Penso di essere una persona positiva. Che non vuol dire ottimista. L'ottimista spera in un futuro migliore, il positivo cerca di trovare il meglio nel presente. Quindi, per non lamentarmi troppo del mio accettabile pendolarismo, i tre quarti d'ora in piedi che mi dividono da Milano sono dedicati in alternativa alla rassegna stampa, a un libro, alla musica, se sono stanca, o, se sono disperata, allo studio per un eventuale esame imminente. Ma anche la positività ha dei limiti: un po' troppo difficile ottimizzare il tempo se si è impegnati in una partita di tetris umano, sport estremo che i pendolari di Trenord (ma non solo, temo) praticano spesso, specie quando qualcuno decide di eliminare carrozze dalle vetture. La sfida raggiunge poi picchi di difficoltà strabilianti quando, in concomitanza con la riduzione delle carrozze, vengono soppresse anche altre corse e i passeggeri si devono accalcare sugli unici treni disponibili.
È accaduto, ancora, un paio di giorni fa, con il treno delle 7,23, un diretto per Milano Porta Garibaldi. Per sedare gli animi dei passeggeri impossibilitati a salire, dagli altoparlanti parte l'annuncio di un treno eccezionale, in arrivo nel giro dei successivi dieci minuti. Speriamo fosse vero, perché l'ultima volta era solo un trucco: nessun treno ulteriore, solo la consueta corsa quotidiana, prevista per mezz'ora dopo, ritardi permettendo.
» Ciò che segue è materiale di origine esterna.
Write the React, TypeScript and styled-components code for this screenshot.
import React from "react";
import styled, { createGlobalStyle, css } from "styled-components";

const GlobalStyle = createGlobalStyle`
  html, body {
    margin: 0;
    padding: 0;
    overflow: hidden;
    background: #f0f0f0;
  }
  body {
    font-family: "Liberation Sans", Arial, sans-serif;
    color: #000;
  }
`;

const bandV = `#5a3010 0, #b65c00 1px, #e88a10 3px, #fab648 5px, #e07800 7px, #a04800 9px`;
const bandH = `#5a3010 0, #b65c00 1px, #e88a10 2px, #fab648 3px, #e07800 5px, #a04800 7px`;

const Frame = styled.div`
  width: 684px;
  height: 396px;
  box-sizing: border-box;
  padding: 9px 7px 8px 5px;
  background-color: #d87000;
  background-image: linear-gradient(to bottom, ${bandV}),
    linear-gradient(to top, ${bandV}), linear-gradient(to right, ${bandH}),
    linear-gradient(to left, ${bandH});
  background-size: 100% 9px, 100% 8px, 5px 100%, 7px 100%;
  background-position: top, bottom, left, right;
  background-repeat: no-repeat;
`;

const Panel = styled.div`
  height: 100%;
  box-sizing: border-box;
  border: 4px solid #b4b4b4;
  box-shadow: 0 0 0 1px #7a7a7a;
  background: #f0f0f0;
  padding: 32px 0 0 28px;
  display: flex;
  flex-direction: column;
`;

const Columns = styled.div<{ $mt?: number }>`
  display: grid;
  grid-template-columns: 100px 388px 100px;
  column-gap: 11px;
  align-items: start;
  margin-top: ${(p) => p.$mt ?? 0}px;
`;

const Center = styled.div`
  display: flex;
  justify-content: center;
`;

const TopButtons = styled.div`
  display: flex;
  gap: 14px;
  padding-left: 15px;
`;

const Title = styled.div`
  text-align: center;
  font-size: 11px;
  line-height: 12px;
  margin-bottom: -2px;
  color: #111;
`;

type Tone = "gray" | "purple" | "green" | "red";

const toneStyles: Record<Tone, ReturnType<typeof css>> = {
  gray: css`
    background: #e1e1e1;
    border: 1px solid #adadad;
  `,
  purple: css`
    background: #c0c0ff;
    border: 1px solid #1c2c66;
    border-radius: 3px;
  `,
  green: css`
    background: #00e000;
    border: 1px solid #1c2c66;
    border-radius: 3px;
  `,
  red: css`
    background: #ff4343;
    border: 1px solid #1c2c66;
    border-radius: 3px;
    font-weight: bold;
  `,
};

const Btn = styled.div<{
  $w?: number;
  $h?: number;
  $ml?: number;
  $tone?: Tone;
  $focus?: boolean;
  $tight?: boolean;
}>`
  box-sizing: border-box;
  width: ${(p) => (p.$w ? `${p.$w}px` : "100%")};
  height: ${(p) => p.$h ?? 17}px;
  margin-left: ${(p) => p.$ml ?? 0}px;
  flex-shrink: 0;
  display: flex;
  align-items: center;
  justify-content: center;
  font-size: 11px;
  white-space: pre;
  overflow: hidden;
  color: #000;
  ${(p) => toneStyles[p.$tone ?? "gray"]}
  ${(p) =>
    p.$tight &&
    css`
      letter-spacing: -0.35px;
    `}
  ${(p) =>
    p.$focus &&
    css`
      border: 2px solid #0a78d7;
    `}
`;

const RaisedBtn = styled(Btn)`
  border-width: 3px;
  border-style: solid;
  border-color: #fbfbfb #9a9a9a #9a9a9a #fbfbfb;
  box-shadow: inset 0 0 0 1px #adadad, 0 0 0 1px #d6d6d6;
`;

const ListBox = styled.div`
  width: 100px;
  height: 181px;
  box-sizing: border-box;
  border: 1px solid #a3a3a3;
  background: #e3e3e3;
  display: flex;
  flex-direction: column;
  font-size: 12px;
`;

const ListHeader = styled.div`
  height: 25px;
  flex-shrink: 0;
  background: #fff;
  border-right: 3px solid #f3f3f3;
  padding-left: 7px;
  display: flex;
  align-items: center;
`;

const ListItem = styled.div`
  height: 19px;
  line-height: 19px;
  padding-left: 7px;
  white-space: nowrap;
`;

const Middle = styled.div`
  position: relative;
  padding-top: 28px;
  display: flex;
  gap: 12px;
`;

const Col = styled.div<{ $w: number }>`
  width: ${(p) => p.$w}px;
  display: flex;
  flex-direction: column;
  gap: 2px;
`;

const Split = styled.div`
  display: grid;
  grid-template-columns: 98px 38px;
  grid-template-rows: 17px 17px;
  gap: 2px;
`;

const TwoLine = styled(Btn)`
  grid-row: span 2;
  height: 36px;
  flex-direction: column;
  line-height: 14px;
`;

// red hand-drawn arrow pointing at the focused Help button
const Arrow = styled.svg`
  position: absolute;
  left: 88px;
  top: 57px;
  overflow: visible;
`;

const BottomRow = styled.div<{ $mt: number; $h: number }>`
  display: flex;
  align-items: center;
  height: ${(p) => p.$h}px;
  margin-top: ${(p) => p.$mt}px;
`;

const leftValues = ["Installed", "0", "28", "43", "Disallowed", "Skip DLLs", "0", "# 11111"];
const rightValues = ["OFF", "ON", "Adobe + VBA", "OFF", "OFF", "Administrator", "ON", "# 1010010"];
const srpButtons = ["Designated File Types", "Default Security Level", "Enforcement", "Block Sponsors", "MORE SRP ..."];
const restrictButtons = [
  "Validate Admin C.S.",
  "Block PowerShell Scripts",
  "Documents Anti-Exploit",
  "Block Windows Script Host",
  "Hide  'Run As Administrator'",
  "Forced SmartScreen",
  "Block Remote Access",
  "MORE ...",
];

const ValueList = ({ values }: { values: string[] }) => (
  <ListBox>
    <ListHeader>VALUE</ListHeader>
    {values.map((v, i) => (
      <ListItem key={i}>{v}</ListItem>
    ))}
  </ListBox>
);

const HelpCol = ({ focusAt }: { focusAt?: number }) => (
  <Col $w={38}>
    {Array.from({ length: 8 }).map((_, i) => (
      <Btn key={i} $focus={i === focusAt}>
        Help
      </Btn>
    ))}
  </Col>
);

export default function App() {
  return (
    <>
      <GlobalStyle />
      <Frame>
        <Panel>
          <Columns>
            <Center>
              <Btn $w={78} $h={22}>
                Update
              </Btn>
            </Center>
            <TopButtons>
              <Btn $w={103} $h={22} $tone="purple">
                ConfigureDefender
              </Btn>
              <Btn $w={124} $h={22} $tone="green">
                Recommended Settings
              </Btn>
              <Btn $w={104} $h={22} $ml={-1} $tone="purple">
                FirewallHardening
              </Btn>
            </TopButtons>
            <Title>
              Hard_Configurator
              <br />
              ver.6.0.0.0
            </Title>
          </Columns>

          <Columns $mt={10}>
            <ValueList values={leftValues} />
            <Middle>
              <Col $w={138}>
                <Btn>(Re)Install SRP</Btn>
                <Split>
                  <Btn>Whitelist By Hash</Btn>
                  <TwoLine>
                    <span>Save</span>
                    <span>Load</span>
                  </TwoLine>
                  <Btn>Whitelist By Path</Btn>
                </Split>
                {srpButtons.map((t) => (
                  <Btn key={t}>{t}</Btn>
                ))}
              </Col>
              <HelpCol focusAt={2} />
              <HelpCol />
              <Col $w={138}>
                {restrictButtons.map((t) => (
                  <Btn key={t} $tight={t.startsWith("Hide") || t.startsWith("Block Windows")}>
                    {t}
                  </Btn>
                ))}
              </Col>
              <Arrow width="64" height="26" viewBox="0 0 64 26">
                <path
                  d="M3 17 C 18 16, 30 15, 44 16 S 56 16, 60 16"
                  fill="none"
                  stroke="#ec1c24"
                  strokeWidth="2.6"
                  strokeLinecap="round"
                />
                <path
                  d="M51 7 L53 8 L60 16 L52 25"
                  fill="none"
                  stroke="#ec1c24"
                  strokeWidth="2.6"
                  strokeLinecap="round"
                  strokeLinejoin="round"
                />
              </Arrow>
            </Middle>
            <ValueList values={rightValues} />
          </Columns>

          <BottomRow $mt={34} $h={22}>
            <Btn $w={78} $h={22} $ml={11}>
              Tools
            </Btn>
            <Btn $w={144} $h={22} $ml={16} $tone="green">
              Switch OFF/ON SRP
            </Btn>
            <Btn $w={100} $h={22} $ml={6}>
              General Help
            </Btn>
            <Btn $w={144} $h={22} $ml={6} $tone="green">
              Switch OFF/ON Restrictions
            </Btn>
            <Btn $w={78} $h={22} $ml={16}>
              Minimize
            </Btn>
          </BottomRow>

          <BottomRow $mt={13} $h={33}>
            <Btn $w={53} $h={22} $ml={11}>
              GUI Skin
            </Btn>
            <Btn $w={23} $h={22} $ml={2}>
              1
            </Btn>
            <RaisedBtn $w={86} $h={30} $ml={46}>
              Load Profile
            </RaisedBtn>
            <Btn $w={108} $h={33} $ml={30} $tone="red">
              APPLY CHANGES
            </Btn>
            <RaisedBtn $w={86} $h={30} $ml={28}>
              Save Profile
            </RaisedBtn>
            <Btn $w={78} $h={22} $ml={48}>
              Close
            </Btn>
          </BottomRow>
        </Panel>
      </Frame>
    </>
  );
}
Per i fortunati accalcati sul treno, tra cui chi scrive, l'arrivo a Milano è quasi puntuale. Il lato positivo è che, almeno, non c'è bisogno di mantenere autonomamente l'equilibrio: agli scambi tra i binari è l'intero gruppo di passeggeri, come un solo corpo, a ondeggiare. Non si cade, insomma, e immagino che anche il rischio di scippi si riduca, vista la difficoltà di raggiungere borse e zaini anche da parte dei legittimi proprietari, incastrati tra ginocchia e spalle altrui. L'unico problema è che qualcuno, immerso in questa calca, si possa sentire male. E allora, per scongiurare l'eventualità, a metà del viaggio l'aria condizionata viene impostata a livelli polari. Qualcuno dovrebbe però spiegare a Trenord che ciò che manca alle sue vetture, nell'ora di punta, non è tanto il freddo, quanto l'ossigeno, lo spazio vitale e, evidentemente, anche il rispetto per i passeggeri.